Dewan Energi Nasional terus mendorong pengembangan bahan bakar ramah lingkungan. Salah satunya melalui pengembangan bahan bakar nabati (BBN) atau bahan bakar hijau (green fuel) 100% berbasis sawit.
Sekretaris Jenderal DEN Djoko Siswanto mengatakan pemerintah telah melakukan uji coba pengembangan bahan bakar hijau di kilang-kilang milik Pertamina. Namun, tingginya harga bahan bakar ramah lingkungan ini menjadi tantangan tersendiri dalam pengembangannya.
"Kendalanya adalah harga. Kalau kita jual bensin hijau (green gasoline), avtur hijau (green avtur) dengan 100% sawit itu harganya Rp 19 ribu (per liter)," kata Djoko dalam diskusi 'Critical Review on The Biofuel Deployment Policy in Indonesia', Selasa (4/5).
DEN pun tengah berupaya agar persoalan terkait harga green gasoline dapat teratasi guna menekan impor BBM jenis bensin, untuk mengulangi kesuksesan program biodiesel B30 dalam menekan impor solar.
Meski demikian, untuk menekan impor BBM, ada beberapa strategi yang pemerintah siapkan selain pengembangan green fuel. Di antaranya seperti percepatan pengembangan kendaraan bermotor listrik berbasis baterai (KBLBB) dan penggunaan bahan bakar gas, termasuk menyelesaikan berbagai proyek infrastruktur energi, seperti pipa gas.
"Setelah itu green fuel ayo kita dorong bareng-bareng.
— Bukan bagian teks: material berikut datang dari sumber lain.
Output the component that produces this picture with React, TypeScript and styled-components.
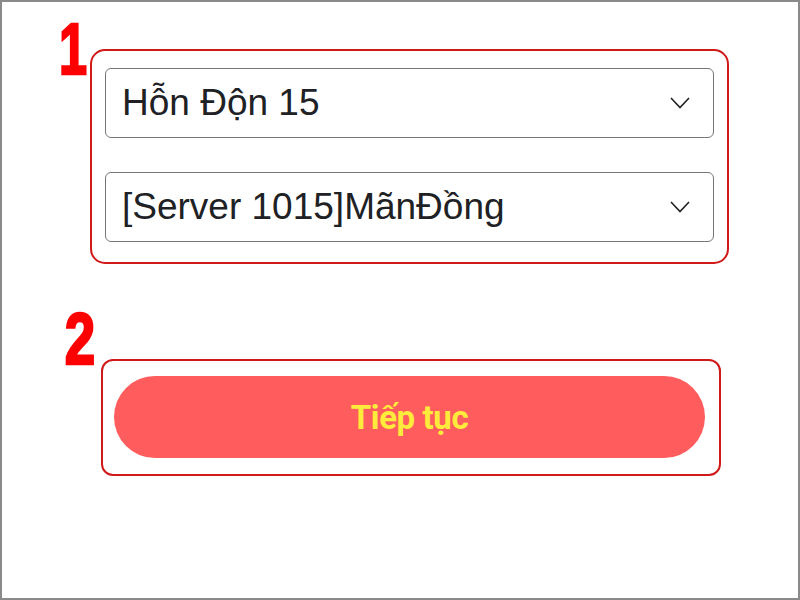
import React from "react";
import styled, { createGlobalStyle } from "styled-components";

const Global = createGlobalStyle`
  html, body { margin: 0; padding: 0; background: #ffffff; }
  * { box-sizing: border-box; }
`;

const Frame = styled.div`
  width: 800px;
  height: 600px;
  border: 2px solid #8a8a8a;
  background: #ffffff;
  display: flex;
  flex-direction: column;
  padding-top: 11px;
`;

const Step = styled.div<{ $indent: number; $gapTop: number }>`
  display: flex;
  align-items: flex-start;
  margin-left: ${(p) => p.$indent}px;
  margin-top: ${(p) => p.$gapTop}px;
`;

const StepNumber = styled.div<{ $width: number; $scale: number }>`
  width: ${(p) => p.$width}px;
  height: 74px;
  flex: none;
  display: flex;
  justify-content: center;
  font-family: "Liberation Sans", Arial, sans-serif;
  font-weight: 700;
  font-size: 72px;
  line-height: 72px;
  color: #ff0000;
  -webkit-text-stroke: 2.5px #ff0000;
  transform: scaleX(${(p) => p.$scale});
`;

const Outline = styled.div<{ $offset: number; $width: number; $radius: number }>`
  margin-top: ${(p) => p.$offset}px;
  width: ${(p) => p.$width}px;
  border: 2px solid #d01a1a;
  border-radius: ${(p) => p.$radius}px;
  display: flex;
  flex-direction: column;
`;

const SelectGroup = styled.div`
  padding: 17px 13px 20px 13px;
  display: flex;
  flex-direction: column;
  gap: 34px;
`;

const SelectBox = styled.div`
  height: 70px;
  border: 1px solid #767676;
  border-radius: 6px;
  display: flex;
  align-items: center;
  justify-content: space-between;
  padding: 0 23px 0 16px;
  font-family: "Liberation Sans", Arial, sans-serif;
  font-size: 37px;
  color: #202124;
  background: #ffffff;
`;

const ButtonWrap = styled.div`
  padding: 15px 14px 16px 11px;
`;

const ContinueButton = styled.button`
  width: 100%;
  height: 82px;
  border: none;
  border-radius: 41px;
  background: #ff5d5d;
  color: #ffeb3b;
  font-family: Roboto, "Liberation Sans", sans-serif;
  font-weight: 700;
  font-size: 33px;
  letter-spacing: -0.4px;
  display: flex;
  align-items: center;
  justify-content: center;
  padding: 0;
  cursor: pointer;
`;

const Chevron = () => (
  <svg width="20" height="12" viewBox="0 0 20 12" fill="none">
    <path d="M1 1 L10 10.5 L19 1" stroke="#222" strokeWidth="1.6" />
  </svg>
);

export default function App() {
  return (
    <>
      <Global />
      <Frame>
        <Step $indent={54} $gapTop={0}>
          <StepNumber $width={34} $scale={0.7}>1</StepNumber>
          <Outline $offset={36} $width={639} $radius={15}>
            <SelectGroup>
              <SelectBox>
                <span>Hỗn Độn 15</span>
                <Chevron />
              </SelectBox>
              <SelectBox>
                <span>[Server 1015]MãnĐồng</span>
                <Chevron />
              </SelectBox>
            </SelectGroup>
          </Outline>
        </Step>
        <Step $indent={57} $gapTop={39}>
          <StepNumber $width={42} $scale={0.76}>2</StepNumber>
          <Outline $offset={56} $width={620} $radius={12}>
            <ButtonWrap>
              <ContinueButton>Tiếp tục</ContinueButton>
            </ButtonWrap>
          </Outline>
        </Step>
      </Frame>
    </>
  );
}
Tantangan hanya harga jualnya saat ini mahal karena volume sedikit," kata dia.
Djoko menyarankan agar implementasi program biodiesel sebaiknya cukup sampai di B30 saja. Sebab stok solar di dalam negeri saat ini dalam kondisi berlebih. Ditambah pandemi Covid-19 turut membuat harga minyak mentah anjlok signifikan.
Turunnya harga minyak mentah membuat harga biodiesel B30 kurang ekonomis jika dibandingkan solar konvensional. Di sisi lain harga minyak kelapa sawit mentah atau crude palm oil (CPO) juga terus naik. Ini membuat selisih harga dengan biodiesel yang melebar.
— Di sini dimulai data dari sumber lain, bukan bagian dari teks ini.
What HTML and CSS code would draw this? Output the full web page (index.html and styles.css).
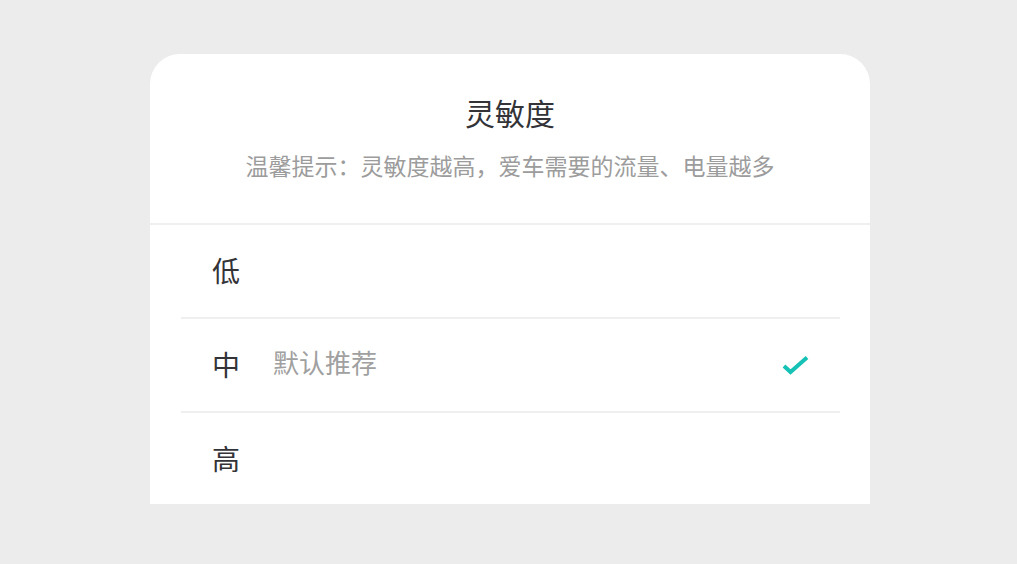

Oleh karena itu menurut Djoko pemerintah lebih baik fokus mengembangkan green fuel berbasis sawit dibandingkan melanjutkan program B40.
Direktur Utama Badan Pengelola Dana Perkebunan Kelapa Sawit (BPDPKS) Eddy Abdurrachman mengatakan bahwa pihaknya tengah mengupayakan agar selisih harga indeks pasar biodiesel dan harga indeks pasar solar dapat ditekan.
"Untuk menutup apabila selisih atau gap antara HIP biodiesel dengan indeks solar, sehingga solar yang dicampur dengan biodiesel masih ekonomis," ujarnya.